Scan the data below for the string "that". Show every line where it turns up.

— Begin Input data —

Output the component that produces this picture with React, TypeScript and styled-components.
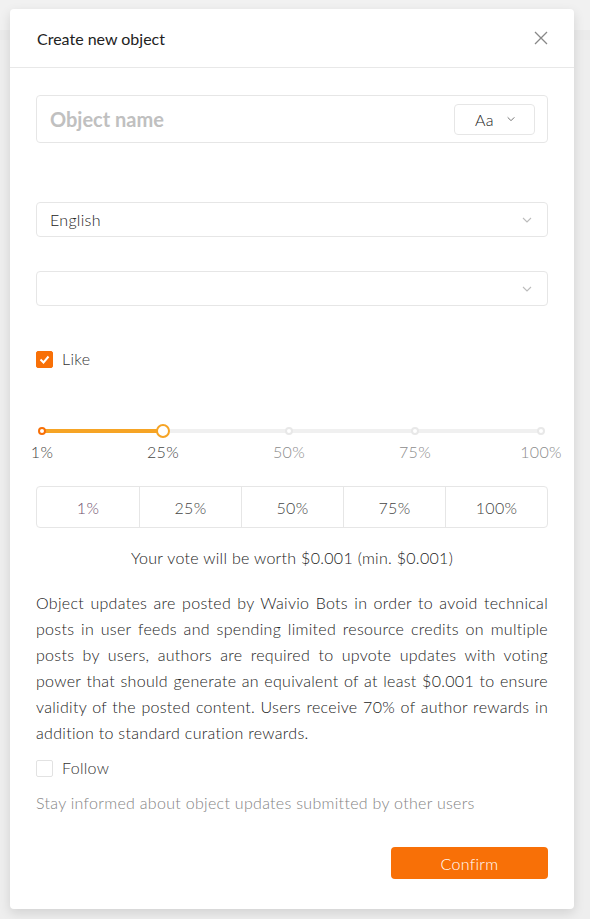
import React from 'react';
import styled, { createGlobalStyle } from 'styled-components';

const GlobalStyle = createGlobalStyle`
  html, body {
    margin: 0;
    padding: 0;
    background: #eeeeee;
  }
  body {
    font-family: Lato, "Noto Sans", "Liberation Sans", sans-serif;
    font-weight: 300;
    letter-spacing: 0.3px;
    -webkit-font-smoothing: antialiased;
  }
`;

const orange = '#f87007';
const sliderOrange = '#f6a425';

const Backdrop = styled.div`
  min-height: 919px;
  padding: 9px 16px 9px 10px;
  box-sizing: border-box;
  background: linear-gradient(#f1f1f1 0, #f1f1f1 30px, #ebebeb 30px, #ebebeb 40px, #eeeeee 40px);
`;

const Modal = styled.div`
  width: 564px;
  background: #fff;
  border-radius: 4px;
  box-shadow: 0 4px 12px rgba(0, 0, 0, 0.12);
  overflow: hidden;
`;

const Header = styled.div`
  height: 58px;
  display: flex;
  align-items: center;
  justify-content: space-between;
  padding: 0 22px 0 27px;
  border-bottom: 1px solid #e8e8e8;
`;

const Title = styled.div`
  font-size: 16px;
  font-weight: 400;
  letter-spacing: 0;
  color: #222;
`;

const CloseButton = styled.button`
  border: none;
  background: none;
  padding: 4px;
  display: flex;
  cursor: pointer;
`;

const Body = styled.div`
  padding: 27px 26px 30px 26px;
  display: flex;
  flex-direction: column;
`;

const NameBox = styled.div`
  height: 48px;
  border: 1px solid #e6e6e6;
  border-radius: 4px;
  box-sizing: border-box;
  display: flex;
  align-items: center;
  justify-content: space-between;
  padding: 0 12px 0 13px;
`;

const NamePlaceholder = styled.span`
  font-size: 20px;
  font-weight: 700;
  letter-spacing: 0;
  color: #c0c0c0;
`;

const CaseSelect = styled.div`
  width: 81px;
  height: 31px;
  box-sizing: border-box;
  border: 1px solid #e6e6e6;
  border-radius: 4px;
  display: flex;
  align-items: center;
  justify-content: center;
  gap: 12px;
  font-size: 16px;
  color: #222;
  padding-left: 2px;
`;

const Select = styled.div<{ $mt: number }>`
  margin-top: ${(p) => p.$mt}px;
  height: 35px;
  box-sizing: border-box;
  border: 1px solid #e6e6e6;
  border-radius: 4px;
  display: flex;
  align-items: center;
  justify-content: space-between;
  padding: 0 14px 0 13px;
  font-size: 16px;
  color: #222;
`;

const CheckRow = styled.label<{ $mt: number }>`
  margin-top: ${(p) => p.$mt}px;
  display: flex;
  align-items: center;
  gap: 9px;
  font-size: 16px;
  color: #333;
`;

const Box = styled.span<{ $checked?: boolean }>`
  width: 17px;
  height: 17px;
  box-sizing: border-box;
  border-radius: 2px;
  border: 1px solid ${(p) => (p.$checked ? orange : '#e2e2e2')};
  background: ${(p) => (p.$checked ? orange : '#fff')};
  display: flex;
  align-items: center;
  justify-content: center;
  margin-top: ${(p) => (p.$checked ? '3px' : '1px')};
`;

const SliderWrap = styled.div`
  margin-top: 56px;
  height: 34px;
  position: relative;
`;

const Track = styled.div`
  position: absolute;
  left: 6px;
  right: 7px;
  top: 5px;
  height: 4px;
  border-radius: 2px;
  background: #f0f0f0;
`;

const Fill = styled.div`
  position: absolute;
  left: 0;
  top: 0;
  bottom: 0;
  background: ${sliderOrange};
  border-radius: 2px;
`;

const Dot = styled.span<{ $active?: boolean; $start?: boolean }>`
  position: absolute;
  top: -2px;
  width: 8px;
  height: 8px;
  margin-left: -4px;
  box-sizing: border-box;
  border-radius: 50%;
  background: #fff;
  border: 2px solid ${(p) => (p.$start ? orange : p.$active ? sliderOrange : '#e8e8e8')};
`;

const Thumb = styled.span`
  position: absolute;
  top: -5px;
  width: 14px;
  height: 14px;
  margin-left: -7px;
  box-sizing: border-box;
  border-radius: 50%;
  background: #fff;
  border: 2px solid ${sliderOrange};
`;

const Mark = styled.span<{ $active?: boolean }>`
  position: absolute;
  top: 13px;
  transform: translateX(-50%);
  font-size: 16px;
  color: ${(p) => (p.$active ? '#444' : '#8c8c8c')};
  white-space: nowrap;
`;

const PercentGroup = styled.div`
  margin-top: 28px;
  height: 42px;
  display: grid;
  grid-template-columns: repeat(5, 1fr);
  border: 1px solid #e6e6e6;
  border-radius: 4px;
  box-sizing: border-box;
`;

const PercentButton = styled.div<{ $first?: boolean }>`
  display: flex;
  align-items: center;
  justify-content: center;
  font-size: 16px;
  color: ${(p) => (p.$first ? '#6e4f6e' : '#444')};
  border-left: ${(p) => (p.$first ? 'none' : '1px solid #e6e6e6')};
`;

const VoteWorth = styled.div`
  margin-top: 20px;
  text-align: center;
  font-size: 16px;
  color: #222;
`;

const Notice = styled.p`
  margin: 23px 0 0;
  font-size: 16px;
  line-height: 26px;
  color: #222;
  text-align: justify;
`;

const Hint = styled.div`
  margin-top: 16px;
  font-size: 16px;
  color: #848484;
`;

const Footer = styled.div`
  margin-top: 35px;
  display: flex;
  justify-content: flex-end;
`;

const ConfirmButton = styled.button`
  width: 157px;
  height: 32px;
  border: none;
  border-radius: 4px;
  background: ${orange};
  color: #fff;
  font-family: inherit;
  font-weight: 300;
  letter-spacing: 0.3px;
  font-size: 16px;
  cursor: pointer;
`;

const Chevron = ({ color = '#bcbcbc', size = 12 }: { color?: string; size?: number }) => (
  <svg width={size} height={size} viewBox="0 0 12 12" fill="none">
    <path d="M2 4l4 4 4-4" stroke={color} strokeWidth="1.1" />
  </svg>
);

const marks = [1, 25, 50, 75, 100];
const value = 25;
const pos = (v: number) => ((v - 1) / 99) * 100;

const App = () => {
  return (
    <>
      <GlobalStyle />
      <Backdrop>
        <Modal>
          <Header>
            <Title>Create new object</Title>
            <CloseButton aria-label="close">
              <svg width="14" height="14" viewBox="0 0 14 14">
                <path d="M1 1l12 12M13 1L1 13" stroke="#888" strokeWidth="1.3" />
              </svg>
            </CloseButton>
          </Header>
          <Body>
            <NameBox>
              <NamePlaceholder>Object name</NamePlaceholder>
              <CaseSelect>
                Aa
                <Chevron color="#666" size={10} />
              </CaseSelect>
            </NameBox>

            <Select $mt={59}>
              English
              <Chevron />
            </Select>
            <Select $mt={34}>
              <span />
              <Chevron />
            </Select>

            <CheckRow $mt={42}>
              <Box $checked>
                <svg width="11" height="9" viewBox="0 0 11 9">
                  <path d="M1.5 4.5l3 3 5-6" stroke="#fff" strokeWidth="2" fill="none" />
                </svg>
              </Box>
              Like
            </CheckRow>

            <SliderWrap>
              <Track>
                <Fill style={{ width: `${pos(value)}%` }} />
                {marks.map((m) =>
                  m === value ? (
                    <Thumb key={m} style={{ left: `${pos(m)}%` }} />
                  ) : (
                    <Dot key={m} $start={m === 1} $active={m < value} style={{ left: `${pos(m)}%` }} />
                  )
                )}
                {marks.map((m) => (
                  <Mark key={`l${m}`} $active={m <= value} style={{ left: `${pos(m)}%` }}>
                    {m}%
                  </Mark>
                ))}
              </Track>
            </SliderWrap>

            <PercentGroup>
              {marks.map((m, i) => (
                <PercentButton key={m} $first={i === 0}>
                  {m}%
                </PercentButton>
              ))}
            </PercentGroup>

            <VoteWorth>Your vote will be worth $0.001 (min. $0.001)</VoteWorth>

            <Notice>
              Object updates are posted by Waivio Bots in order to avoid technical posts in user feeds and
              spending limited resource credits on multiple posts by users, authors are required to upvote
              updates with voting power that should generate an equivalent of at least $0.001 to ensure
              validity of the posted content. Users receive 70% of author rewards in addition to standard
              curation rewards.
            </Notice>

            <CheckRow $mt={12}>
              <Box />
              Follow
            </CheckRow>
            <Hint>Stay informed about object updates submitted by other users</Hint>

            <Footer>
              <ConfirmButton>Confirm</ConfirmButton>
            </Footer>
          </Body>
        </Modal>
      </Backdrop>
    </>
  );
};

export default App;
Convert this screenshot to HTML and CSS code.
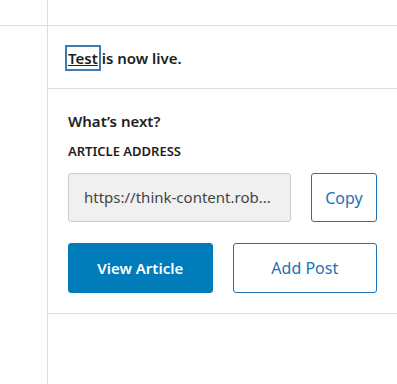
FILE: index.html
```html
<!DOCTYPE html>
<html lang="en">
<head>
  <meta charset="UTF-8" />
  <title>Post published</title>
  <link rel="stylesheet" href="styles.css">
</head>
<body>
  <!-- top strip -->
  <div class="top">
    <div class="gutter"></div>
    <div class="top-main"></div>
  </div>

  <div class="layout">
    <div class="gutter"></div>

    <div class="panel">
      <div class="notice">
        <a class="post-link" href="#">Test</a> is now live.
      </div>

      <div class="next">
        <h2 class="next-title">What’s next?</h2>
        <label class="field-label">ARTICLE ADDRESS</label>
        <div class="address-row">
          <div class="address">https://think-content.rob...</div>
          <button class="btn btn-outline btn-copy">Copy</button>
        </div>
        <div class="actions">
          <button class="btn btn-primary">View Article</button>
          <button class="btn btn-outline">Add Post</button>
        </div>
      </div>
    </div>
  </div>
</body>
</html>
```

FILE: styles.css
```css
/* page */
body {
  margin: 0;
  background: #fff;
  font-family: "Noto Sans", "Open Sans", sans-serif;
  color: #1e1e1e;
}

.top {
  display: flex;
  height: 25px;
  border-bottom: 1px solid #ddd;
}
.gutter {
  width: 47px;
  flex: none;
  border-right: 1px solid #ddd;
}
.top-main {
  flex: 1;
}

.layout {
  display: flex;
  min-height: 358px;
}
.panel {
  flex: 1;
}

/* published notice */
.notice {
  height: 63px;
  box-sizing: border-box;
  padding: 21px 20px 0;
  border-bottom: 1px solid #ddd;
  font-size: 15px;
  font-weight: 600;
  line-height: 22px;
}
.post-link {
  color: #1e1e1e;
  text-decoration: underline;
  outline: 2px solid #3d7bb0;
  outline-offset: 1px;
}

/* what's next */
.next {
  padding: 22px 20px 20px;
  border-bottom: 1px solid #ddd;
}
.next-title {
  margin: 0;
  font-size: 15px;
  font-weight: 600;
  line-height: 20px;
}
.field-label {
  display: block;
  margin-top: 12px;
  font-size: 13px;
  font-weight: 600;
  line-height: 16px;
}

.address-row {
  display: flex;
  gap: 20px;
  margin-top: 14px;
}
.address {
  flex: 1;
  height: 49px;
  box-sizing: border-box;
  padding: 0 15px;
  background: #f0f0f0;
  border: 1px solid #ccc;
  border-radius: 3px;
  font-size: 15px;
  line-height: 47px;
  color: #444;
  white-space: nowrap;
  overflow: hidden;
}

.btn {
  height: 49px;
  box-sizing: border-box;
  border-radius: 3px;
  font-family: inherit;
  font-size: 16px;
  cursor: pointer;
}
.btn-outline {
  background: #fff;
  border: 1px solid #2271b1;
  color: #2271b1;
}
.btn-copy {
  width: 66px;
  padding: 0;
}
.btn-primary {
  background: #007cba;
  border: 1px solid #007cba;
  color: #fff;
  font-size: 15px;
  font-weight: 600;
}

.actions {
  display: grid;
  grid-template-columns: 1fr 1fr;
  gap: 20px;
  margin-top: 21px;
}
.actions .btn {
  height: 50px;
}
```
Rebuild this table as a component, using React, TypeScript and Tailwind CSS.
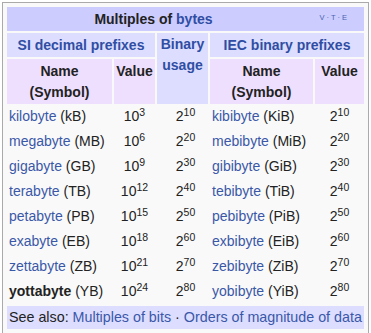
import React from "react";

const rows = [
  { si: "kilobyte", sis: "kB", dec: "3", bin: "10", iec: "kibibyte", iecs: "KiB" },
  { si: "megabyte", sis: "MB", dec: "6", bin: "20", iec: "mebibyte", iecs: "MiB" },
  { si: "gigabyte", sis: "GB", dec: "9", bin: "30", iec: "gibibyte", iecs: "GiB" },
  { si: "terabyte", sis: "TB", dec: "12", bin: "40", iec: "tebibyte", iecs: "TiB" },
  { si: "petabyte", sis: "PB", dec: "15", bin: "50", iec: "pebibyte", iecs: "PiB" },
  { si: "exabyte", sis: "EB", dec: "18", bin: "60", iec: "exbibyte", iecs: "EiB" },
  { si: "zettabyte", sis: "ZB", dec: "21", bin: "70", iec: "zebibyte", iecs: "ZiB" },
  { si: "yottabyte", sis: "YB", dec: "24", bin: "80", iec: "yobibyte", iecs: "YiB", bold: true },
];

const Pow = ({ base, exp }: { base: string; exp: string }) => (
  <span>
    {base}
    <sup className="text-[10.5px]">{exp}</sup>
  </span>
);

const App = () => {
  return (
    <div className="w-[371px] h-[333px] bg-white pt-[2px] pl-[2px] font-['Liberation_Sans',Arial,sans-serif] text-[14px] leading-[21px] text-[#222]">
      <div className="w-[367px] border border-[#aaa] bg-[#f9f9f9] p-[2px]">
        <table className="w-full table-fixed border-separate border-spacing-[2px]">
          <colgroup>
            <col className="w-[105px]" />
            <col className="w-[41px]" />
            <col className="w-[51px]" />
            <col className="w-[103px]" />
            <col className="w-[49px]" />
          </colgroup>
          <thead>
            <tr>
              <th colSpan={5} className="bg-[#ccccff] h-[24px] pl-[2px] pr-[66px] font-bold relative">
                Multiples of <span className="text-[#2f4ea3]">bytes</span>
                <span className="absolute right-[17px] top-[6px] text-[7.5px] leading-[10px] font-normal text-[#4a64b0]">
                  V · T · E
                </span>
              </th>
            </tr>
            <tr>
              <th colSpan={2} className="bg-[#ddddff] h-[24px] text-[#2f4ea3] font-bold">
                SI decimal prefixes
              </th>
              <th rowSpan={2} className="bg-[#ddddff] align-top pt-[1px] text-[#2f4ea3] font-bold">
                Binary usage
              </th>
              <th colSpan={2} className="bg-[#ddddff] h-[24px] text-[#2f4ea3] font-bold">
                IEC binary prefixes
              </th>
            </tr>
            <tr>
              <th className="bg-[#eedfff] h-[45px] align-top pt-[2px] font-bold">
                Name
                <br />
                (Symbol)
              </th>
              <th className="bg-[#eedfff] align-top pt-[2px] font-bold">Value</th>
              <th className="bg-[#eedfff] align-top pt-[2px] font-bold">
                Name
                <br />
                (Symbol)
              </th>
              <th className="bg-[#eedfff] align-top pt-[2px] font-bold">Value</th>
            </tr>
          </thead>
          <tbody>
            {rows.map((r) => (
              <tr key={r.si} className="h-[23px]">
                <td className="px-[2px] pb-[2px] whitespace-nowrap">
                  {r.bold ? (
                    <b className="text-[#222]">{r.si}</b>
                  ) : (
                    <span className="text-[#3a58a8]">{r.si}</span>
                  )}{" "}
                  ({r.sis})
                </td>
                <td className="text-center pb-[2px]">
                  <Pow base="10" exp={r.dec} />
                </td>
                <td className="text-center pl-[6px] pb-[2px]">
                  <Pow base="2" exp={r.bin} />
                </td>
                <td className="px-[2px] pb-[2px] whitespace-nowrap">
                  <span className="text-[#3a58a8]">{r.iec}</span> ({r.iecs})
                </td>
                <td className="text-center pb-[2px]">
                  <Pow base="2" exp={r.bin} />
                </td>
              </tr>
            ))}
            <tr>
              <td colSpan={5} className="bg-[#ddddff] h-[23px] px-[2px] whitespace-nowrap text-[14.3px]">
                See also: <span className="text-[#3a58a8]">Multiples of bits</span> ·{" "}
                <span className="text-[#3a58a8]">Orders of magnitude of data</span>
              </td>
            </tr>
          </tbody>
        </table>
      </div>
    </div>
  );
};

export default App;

— End Input data —

# Exercise solution
Output the component that produces this picture with React, TypeScript and styled-components.
              updates with voting power that should generate an equivalent of at least $0.001 to ensure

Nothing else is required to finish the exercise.